Dataset excerpt
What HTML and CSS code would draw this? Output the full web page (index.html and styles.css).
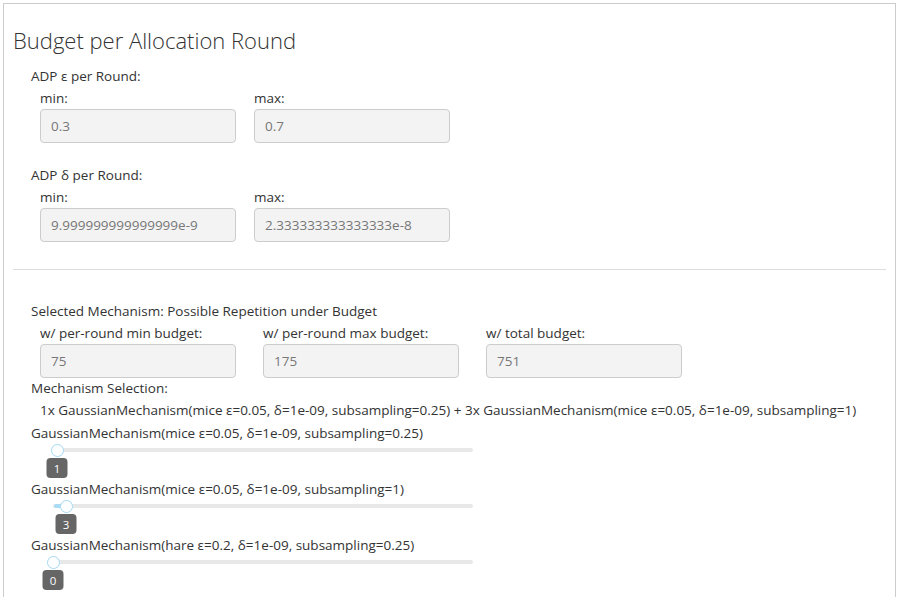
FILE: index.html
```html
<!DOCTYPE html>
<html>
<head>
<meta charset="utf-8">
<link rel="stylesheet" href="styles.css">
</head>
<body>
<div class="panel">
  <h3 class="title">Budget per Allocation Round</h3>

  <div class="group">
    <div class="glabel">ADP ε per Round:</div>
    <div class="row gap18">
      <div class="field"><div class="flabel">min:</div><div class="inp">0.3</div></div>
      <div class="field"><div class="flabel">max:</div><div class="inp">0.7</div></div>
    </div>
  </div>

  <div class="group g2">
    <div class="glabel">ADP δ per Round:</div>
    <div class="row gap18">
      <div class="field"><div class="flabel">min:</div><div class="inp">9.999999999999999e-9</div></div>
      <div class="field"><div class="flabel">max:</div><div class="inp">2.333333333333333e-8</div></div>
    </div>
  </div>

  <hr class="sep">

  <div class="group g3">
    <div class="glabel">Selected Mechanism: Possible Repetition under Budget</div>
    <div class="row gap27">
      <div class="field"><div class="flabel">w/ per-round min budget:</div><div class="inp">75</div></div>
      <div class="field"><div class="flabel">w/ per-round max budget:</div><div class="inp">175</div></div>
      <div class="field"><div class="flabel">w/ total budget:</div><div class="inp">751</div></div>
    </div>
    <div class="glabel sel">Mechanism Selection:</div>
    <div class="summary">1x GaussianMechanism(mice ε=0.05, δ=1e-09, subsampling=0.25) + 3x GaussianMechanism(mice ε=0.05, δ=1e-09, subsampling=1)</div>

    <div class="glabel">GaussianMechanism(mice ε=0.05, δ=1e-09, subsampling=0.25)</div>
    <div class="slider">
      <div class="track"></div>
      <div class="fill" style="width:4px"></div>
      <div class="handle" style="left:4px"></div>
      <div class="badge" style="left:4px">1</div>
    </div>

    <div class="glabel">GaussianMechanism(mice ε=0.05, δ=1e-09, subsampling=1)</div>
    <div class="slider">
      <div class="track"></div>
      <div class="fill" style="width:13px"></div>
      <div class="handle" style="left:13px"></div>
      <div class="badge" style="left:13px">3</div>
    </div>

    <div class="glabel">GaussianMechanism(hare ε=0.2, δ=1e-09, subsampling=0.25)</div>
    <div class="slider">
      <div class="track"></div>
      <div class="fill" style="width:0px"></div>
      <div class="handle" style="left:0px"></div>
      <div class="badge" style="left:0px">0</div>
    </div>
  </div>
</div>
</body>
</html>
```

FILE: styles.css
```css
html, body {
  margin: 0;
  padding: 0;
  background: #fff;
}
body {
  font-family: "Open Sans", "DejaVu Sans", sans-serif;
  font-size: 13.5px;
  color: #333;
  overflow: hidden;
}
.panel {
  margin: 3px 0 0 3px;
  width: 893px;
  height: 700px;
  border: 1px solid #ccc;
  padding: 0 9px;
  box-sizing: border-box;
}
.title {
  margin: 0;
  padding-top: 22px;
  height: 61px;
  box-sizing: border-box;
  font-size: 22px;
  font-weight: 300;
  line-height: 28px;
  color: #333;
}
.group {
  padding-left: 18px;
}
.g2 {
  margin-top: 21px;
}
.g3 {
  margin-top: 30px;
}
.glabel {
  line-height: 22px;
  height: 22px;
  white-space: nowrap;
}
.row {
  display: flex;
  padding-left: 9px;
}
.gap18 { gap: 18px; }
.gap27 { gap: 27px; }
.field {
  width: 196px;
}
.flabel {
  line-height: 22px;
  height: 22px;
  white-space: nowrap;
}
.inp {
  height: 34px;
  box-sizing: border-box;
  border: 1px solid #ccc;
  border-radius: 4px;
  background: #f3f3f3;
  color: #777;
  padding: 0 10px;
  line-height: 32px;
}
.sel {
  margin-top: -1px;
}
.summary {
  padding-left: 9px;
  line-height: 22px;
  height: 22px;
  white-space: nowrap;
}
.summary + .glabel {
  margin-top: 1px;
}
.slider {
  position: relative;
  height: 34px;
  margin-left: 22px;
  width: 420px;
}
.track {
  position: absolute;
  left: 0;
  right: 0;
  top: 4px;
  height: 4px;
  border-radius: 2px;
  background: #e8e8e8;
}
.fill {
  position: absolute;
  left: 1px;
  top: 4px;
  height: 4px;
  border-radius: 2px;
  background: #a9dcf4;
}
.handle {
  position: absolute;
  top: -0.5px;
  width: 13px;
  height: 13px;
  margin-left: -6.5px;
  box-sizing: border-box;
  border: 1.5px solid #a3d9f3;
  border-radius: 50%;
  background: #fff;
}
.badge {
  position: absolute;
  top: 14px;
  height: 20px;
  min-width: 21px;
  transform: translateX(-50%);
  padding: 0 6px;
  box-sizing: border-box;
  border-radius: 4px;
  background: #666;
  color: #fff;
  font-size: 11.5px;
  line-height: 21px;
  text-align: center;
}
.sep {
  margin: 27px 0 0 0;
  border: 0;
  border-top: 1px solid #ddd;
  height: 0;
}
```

Directive
The listing above needs to be output again exactly. Don't include the pictures.

Complete answer
What HTML and CSS code would draw this? Output the full web page (index.html and styles.css).
FILE: index.html
```html
<!DOCTYPE html>
<html>
<head>
<meta charset="utf-8">
<link rel="stylesheet" href="styles.css">
</head>
<body>
<div class="panel">
  <h3 class="title">Budget per Allocation Round</h3>

  <div class="group">
    <div class="glabel">ADP ε per Round:</div>
    <div class="row gap18">
      <div class="field"><div class="flabel">min:</div><div class="inp">0.3</div></div>
      <div class="field"><div class="flabel">max:</div><div class="inp">0.7</div></div>
    </div>
  </div>

  <div class="group g2">
    <div class="glabel">ADP δ per Round:</div>
    <div class="row gap18">
      <div class="field"><div class="flabel">min:</div><div class="inp">9.999999999999999e-9</div></div>
      <div class="field"><div class="flabel">max:</div><div class="inp">2.333333333333333e-8</div></div>
    </div>
  </div>

  <hr class="sep">

  <div class="group g3">
    <div class="glabel">Selected Mechanism: Possible Repetition under Budget</div>
    <div class="row gap27">
      <div class="field"><div class="flabel">w/ per-round min budget:</div><div class="inp">75</div></div>
      <div class="field"><div class="flabel">w/ per-round max budget:</div><div class="inp">175</div></div>
      <div class="field"><div class="flabel">w/ total budget:</div><div class="inp">751</div></div>
    </div>
    <div class="glabel sel">Mechanism Selection:</div>
    <div class="summary">1x GaussianMechanism(mice ε=0.05, δ=1e-09, subsampling=0.25) + 3x GaussianMechanism(mice ε=0.05, δ=1e-09, subsampling=1)</div>

    <div class="glabel">GaussianMechanism(mice ε=0.05, δ=1e-09, subsampling=0.25)</div>
    <div class="slider">
      <div class="track"></div>
      <div class="fill" style="width:4px"></div>
      <div class="handle" style="left:4px"></div>
      <div class="badge" style="left:4px">1</div>
    </div>

    <div class="glabel">GaussianMechanism(mice ε=0.05, δ=1e-09, subsampling=1)</div>
    <div class="slider">
      <div class="track"></div>
      <div class="fill" style="width:13px"></div>
      <div class="handle" style="left:13px"></div>
      <div class="badge" style="left:13px">3</div>
    </div>

    <div class="glabel">GaussianMechanism(hare ε=0.2, δ=1e-09, subsampling=0.25)</div>
    <div class="slider">
      <div class="track"></div>
      <div class="fill" style="width:0px"></div>
      <div class="handle" style="left:0px"></div>
      <div class="badge" style="left:0px">0</div>
    </div>
  </div>
</div>
</body>
</html>
```

FILE: styles.css
```css
html, body {
  margin: 0;
  padding: 0;
  background: #fff;
}
body {
  font-family: "Open Sans", "DejaVu Sans", sans-serif;
  font-size: 13.5px;
  color: #333;
  overflow: hidden;
}
.panel {
  margin: 3px 0 0 3px;
  width: 893px;
  height: 700px;
  border: 1px solid #ccc;
  padding: 0 9px;
  box-sizing: border-box;
}
.title {
  margin: 0;
  padding-top: 22px;
  height: 61px;
  box-sizing: border-box;
  font-size: 22px;
  font-weight: 300;
  line-height: 28px;
  color: #333;
}
.group {
  padding-left: 18px;
}
.g2 {
  margin-top: 21px;
}
.g3 {
  margin-top: 30px;
}
.glabel {
  line-height: 22px;
  height: 22px;
  white-space: nowrap;
}
.row {
  display: flex;
  padding-left: 9px;
}
.gap18 { gap: 18px; }
.gap27 { gap: 27px; }
.field {
  width: 196px;
}
.flabel {
  line-height: 22px;
  height: 22px;
  white-space: nowrap;
}
.inp {
  height: 34px;
  box-sizing: border-box;
  border: 1px solid #ccc;
  border-radius: 4px;
  background: #f3f3f3;
  color: #777;
  padding: 0 10px;
  line-height: 32px;
}
.sel {
  margin-top: -1px;
}
.summary {
  padding-left: 9px;
  line-height: 22px;
  height: 22px;
  white-space: nowrap;
}
.summary + .glabel {
  margin-top: 1px;
}
.slider {
  position: relative;
  height: 34px;
  margin-left: 22px;
  width: 420px;
}
.track {
  position: absolute;
  left: 0;
  right: 0;
  top: 4px;
  height: 4px;
  border-radius: 2px;
  background: #e8e8e8;
}
.fill {
  position: absolute;
  left: 1px;
  top: 4px;
  height: 4px;
  border-radius: 2px;
  background: #a9dcf4;
}
.handle {
  position: absolute;
  top: -0.5px;
  width: 13px;
  height: 13px;
  margin-left: -6.5px;
  box-sizing: border-box;
  border: 1.5px solid #a3d9f3;
  border-radius: 50%;
  background: #fff;
}
.badge {
  position: absolute;
  top: 14px;
  height: 20px;
  min-width: 21px;
  transform: translateX(-50%);
  padding: 0 6px;
  box-sizing: border-box;
  border-radius: 4px;
  background: #666;
  color: #fff;
  font-size: 11.5px;
  line-height: 21px;
  text-align: center;
}
.sep {
  margin: 27px 0 0 0;
  border: 0;
  border-top: 1px solid #ddd;
  height: 0;
}
```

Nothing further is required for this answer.